** Task description **
Work out how many lines in the data hold the word "this", and reply with that number only.

** Rows **
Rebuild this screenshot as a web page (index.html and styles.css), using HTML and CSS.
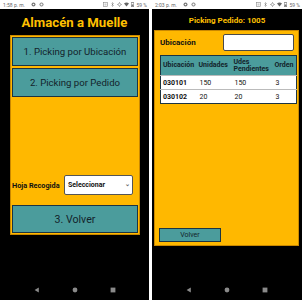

...

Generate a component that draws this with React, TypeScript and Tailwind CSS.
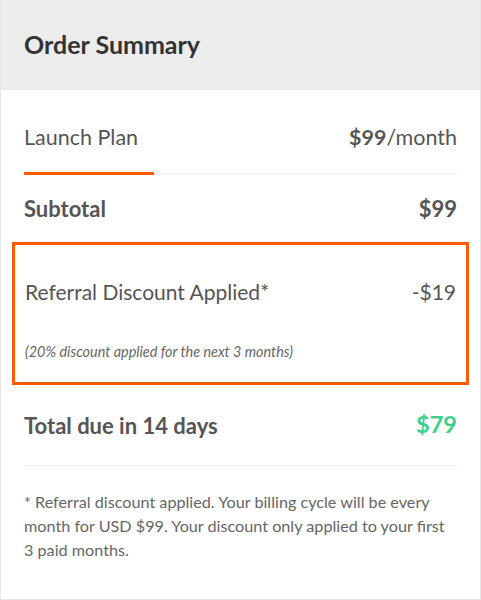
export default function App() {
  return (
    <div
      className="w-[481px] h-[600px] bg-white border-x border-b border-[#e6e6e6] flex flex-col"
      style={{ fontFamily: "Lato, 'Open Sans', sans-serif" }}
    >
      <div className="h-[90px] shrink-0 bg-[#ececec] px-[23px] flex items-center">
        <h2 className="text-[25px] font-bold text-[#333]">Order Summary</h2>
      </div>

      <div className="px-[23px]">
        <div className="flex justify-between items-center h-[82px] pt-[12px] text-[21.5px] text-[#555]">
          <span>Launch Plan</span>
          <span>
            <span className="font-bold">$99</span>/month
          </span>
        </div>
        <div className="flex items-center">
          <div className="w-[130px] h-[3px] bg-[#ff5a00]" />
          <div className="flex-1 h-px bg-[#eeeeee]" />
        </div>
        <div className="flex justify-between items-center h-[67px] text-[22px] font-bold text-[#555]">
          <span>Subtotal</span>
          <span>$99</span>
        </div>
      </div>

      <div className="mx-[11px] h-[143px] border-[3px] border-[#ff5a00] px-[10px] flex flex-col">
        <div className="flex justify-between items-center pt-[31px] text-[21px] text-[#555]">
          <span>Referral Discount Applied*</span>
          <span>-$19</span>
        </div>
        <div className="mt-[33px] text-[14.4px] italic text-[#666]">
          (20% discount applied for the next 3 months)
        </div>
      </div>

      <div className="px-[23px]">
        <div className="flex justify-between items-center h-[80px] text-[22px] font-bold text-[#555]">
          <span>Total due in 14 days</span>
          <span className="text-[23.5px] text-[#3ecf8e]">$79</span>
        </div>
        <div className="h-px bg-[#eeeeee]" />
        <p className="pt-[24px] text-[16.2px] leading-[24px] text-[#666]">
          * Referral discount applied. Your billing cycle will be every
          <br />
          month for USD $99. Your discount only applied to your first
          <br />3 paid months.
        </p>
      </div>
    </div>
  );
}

** Exercise response **
2